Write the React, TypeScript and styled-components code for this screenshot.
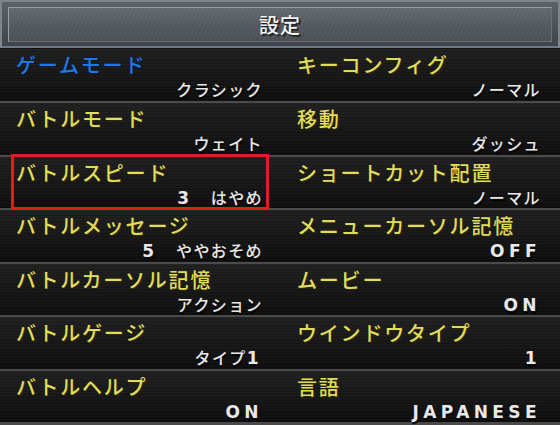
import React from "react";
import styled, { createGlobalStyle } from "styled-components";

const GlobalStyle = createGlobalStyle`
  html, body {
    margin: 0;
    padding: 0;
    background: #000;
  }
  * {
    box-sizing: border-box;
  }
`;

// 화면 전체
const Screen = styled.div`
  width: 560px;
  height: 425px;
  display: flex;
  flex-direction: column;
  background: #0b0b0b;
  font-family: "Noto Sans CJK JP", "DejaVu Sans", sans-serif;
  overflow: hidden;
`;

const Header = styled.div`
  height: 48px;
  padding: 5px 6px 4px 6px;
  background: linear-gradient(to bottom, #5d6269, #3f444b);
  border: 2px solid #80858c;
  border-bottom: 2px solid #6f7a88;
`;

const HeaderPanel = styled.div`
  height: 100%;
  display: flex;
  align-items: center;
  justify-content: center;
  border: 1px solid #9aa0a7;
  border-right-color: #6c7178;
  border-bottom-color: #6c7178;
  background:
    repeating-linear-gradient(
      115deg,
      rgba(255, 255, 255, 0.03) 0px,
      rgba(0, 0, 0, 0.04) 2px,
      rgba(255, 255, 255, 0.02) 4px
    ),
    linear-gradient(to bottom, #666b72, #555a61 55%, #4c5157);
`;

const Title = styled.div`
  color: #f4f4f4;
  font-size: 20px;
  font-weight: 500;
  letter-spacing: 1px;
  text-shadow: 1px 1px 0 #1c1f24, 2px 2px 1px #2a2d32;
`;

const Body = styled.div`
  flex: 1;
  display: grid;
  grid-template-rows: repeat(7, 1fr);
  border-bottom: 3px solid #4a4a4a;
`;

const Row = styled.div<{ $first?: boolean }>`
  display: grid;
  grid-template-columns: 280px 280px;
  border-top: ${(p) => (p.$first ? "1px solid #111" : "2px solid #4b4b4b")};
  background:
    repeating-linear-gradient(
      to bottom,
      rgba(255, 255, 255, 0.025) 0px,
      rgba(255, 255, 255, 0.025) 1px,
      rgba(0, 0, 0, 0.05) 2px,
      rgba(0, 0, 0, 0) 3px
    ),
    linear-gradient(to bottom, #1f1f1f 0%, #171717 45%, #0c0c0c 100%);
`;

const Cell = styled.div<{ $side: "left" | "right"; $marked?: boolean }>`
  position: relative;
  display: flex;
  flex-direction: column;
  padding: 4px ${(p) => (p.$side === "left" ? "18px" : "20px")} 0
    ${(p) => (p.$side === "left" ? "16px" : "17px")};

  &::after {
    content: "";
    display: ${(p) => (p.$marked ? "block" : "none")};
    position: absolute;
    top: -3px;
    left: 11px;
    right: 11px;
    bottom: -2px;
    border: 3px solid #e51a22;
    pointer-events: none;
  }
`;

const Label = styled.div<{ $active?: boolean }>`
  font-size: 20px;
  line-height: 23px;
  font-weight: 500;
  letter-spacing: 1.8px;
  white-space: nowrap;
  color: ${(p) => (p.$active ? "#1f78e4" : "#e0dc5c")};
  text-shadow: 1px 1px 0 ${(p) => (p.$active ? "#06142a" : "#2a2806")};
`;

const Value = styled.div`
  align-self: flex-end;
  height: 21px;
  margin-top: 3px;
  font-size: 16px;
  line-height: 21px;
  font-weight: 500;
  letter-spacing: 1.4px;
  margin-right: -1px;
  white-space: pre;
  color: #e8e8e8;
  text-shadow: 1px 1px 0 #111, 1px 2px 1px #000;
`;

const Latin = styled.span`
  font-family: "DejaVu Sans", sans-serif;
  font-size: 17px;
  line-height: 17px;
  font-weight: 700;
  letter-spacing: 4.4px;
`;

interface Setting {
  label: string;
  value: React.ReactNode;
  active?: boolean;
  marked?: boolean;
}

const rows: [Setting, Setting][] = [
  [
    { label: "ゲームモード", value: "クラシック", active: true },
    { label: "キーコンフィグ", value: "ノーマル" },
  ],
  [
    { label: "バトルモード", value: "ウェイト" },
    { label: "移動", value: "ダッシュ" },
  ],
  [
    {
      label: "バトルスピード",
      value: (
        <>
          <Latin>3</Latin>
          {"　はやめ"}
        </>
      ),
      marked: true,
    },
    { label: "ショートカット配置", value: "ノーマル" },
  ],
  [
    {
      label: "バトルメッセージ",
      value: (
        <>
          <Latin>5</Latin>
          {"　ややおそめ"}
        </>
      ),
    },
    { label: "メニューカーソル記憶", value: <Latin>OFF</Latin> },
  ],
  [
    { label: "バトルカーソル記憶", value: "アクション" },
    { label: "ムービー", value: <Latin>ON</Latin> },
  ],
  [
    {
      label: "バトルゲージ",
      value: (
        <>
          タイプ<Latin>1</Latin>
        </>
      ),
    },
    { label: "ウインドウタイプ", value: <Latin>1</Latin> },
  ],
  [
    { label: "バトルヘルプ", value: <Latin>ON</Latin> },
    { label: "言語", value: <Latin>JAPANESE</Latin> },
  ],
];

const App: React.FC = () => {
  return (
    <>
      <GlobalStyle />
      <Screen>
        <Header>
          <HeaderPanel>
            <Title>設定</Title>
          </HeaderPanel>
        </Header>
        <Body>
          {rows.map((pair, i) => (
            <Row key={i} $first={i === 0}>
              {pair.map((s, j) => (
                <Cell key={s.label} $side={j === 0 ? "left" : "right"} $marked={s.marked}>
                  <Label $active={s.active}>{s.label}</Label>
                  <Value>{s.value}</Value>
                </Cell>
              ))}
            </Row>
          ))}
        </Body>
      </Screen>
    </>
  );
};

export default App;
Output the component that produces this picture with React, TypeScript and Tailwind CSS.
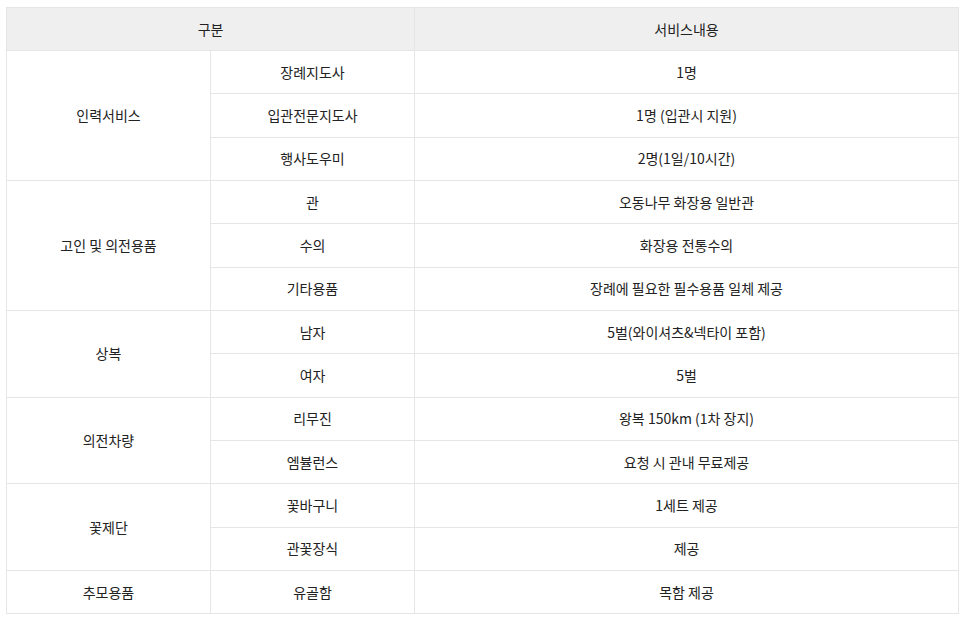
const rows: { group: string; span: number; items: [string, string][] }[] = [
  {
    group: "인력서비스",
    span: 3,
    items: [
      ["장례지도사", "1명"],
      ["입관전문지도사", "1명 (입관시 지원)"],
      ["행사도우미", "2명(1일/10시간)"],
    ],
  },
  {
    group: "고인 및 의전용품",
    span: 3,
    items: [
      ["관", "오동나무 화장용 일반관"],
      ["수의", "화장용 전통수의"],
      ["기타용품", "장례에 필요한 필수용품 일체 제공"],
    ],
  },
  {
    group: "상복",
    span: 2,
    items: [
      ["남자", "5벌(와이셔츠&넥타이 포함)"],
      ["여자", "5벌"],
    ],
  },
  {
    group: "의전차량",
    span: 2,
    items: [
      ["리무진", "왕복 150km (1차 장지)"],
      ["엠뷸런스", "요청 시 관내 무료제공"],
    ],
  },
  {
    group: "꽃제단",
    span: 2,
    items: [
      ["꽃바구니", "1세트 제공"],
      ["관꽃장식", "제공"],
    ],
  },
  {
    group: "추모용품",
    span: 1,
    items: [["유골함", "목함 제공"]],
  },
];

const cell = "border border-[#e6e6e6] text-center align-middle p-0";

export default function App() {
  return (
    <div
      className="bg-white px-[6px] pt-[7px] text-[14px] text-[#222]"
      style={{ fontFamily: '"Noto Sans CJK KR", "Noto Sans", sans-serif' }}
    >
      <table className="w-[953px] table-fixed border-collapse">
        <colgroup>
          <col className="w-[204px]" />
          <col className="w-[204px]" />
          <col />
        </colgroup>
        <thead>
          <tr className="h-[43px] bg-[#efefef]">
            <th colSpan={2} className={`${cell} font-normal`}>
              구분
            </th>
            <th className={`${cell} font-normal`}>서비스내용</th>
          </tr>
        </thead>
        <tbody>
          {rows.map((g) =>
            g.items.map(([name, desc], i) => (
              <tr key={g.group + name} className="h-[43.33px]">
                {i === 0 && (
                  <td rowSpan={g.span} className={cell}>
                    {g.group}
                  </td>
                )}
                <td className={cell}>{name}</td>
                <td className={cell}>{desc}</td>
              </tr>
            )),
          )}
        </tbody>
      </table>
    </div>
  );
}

+ + +

What the task asks
Make an exact copy of the listing above. Do not include the pictures.

Written response
Write the React, TypeScript and styled-components code for this screenshot.
import React from "react";
import styled, { createGlobalStyle } from "styled-components";

const GlobalStyle = createGlobalStyle`
  html, body {
    margin: 0;
    padding: 0;
    background: #000;
  }
  * {
    box-sizing: border-box;
  }
`;

// 화면 전체
const Screen = styled.div`
  width: 560px;
  height: 425px;
  display: flex;
  flex-direction: column;
  background: #0b0b0b;
  font-family: "Noto Sans CJK JP", "DejaVu Sans", sans-serif;
  overflow: hidden;
`;

const Header = styled.div`
  height: 48px;
  padding: 5px 6px 4px 6px;
  background: linear-gradient(to bottom, #5d6269, #3f444b);
  border: 2px solid #80858c;
  border-bottom: 2px solid #6f7a88;
`;

const HeaderPanel = styled.div`
  height: 100%;
  display: flex;
  align-items: center;
  justify-content: center;
  border: 1px solid #9aa0a7;
  border-right-color: #6c7178;
  border-bottom-color: #6c7178;
  background:
    repeating-linear-gradient(
      115deg,
      rgba(255, 255, 255, 0.03) 0px,
      rgba(0, 0, 0, 0.04) 2px,
      rgba(255, 255, 255, 0.02) 4px
    ),
    linear-gradient(to bottom, #666b72, #555a61 55%, #4c5157);
`;

const Title = styled.div`
  color: #f4f4f4;
  font-size: 20px;
  font-weight: 500;
  letter-spacing: 1px;
  text-shadow: 1px 1px 0 #1c1f24, 2px 2px 1px #2a2d32;
`;

const Body = styled.div`
  flex: 1;
  display: grid;
  grid-template-rows: repeat(7, 1fr);
  border-bottom: 3px solid #4a4a4a;
`;

const Row = styled.div<{ $first?: boolean }>`
  display: grid;
  grid-template-columns: 280px 280px;
  border-top: ${(p) => (p.$first ? "1px solid #111" : "2px solid #4b4b4b")};
  background:
    repeating-linear-gradient(
      to bottom,
      rgba(255, 255, 255, 0.025) 0px,
      rgba(255, 255, 255, 0.025) 1px,
      rgba(0, 0, 0, 0.05) 2px,
      rgba(0, 0, 0, 0) 3px
    ),
    linear-gradient(to bottom, #1f1f1f 0%, #171717 45%, #0c0c0c 100%);
`;

const Cell = styled.div<{ $side: "left" | "right"; $marked?: boolean }>`
  position: relative;
  display: flex;
  flex-direction: column;
  padding: 4px ${(p) => (p.$side === "left" ? "18px" : "20px")} 0
    ${(p) => (p.$side === "left" ? "16px" : "17px")};

  &::after {
    content: "";
    display: ${(p) => (p.$marked ? "block" : "none")};
    position: absolute;
    top: -3px;
    left: 11px;
    right: 11px;
    bottom: -2px;
    border: 3px solid #e51a22;
    pointer-events: none;
  }
`;

const Label = styled.div<{ $active?: boolean }>`
  font-size: 20px;
  line-height: 23px;
  font-weight: 500;
  letter-spacing: 1.8px;
  white-space: nowrap;
  color: ${(p) => (p.$active ? "#1f78e4" : "#e0dc5c")};
  text-shadow: 1px 1px 0 ${(p) => (p.$active ? "#06142a" : "#2a2806")};
`;

const Value = styled.div`
  align-self: flex-end;
  height: 21px;
  margin-top: 3px;
  font-size: 16px;
  line-height: 21px;
  font-weight: 500;
  letter-spacing: 1.4px;
  margin-right: -1px;
  white-space: pre;
  color: #e8e8e8;
  text-shadow: 1px 1px 0 #111, 1px 2px 1px #000;
`;

const Latin = styled.span`
  font-family: "DejaVu Sans", sans-serif;
  font-size: 17px;
  line-height: 17px;
  font-weight: 700;
  letter-spacing: 4.4px;
`;

interface Setting {
  label: string;
  value: React.ReactNode;
  active?: boolean;
  marked?: boolean;
}

const rows: [Setting, Setting][] = [
  [
    { label: "ゲームモード", value: "クラシック", active: true },
    { label: "キーコンフィグ", value: "ノーマル" },
  ],
  [
    { label: "バトルモード", value: "ウェイト" },
    { label: "移動", value: "ダッシュ" },
  ],
  [
    {
      label: "バトルスピード",
      value: (
        <>
          <Latin>3</Latin>
          {"　はやめ"}
        </>
      ),
      marked: true,
    },
    { label: "ショートカット配置", value: "ノーマル" },
  ],
  [
    {
      label: "バトルメッセージ",
      value: (
        <>
          <Latin>5</Latin>
          {"　ややおそめ"}
        </>
      ),
    },
    { label: "メニューカーソル記憶", value: <Latin>OFF</Latin> },
  ],
  [
    { label: "バトルカーソル記憶", value: "アクション" },
    { label: "ムービー", value: <Latin>ON</Latin> },
  ],
  [
    {
      label: "バトルゲージ",
      value: (
        <>
          タイプ<Latin>1</Latin>
        </>
      ),
    },
    { label: "ウインドウタイプ", value: <Latin>1</Latin> },
  ],
  [
    { label: "バトルヘルプ", value: <Latin>ON</Latin> },
    { label: "言語", value: <Latin>JAPANESE</Latin> },
  ],
];

const App: React.FC = () => {
  return (
    <>
      <GlobalStyle />
      <Screen>
        <Header>
          <HeaderPanel>
            <Title>設定</Title>
          </HeaderPanel>
        </Header>
        <Body>
          {rows.map((pair, i) => (
            <Row key={i} $first={i === 0}>
              {pair.map((s, j) => (
                <Cell key={s.label} $side={j === 0 ? "left" : "right"} $marked={s.marked}>
                  <Label $active={s.active}>{s.label}</Label>
                  <Value>{s.value}</Value>
                </Cell>
              ))}
            </Row>
          ))}
        </Body>
      </Screen>
    </>
  );
};

export default App;
Output the component that produces this picture with React, TypeScript and Tailwind CSS.
const rows: { group: string; span: number; items: [string, string][] }[] = [
  {
    group: "인력서비스",
    span: 3,
    items: [
      ["장례지도사", "1명"],
      ["입관전문지도사", "1명 (입관시 지원)"],
      ["행사도우미", "2명(1일/10시간)"],
    ],
  },
  {
    group: "고인 및 의전용품",
    span: 3,
    items: [
      ["관", "오동나무 화장용 일반관"],
      ["수의", "화장용 전통수의"],
      ["기타용품", "장례에 필요한 필수용품 일체 제공"],
    ],
  },
  {
    group: "상복",
    span: 2,
    items: [
      ["남자", "5벌(와이셔츠&넥타이 포함)"],
      ["여자", "5벌"],
    ],
  },
  {
    group: "의전차량",
    span: 2,
    items: [
      ["리무진", "왕복 150km (1차 장지)"],
      ["엠뷸런스", "요청 시 관내 무료제공"],
    ],
  },
  {
    group: "꽃제단",
    span: 2,
    items: [
      ["꽃바구니", "1세트 제공"],
      ["관꽃장식", "제공"],
    ],
  },
  {
    group: "추모용품",
    span: 1,
    items: [["유골함", "목함 제공"]],
  },
];

const cell = "border border-[#e6e6e6] text-center align-middle p-0";

export default function App() {
  return (
    <div
      className="bg-white px-[6px] pt-[7px] text-[14px] text-[#222]"
      style={{ fontFamily: '"Noto Sans CJK KR", "Noto Sans", sans-serif' }}
    >
      <table className="w-[953px] table-fixed border-collapse">
        <colgroup>
          <col className="w-[204px]" />
          <col className="w-[204px]" />
          <col />
        </colgroup>
        <thead>
          <tr className="h-[43px] bg-[#efefef]">
            <th colSpan={2} className={`${cell} font-normal`}>
              구분
            </th>
            <th className={`${cell} font-normal`}>서비스내용</th>
          </tr>
        </thead>
        <tbody>
          {rows.map((g) =>
            g.items.map(([name, desc], i) => (
              <tr key={g.group + name} className="h-[43.33px]">
                {i === 0 && (
                  <td rowSpan={g.span} className={cell}>
                    {g.group}
                  </td>
                )}
                <td className={cell}>{name}</td>
                <td className={cell}>{desc}</td>
              </tr>
            )),
          )}
        </tbody>
      </table>
    </div>
  );
}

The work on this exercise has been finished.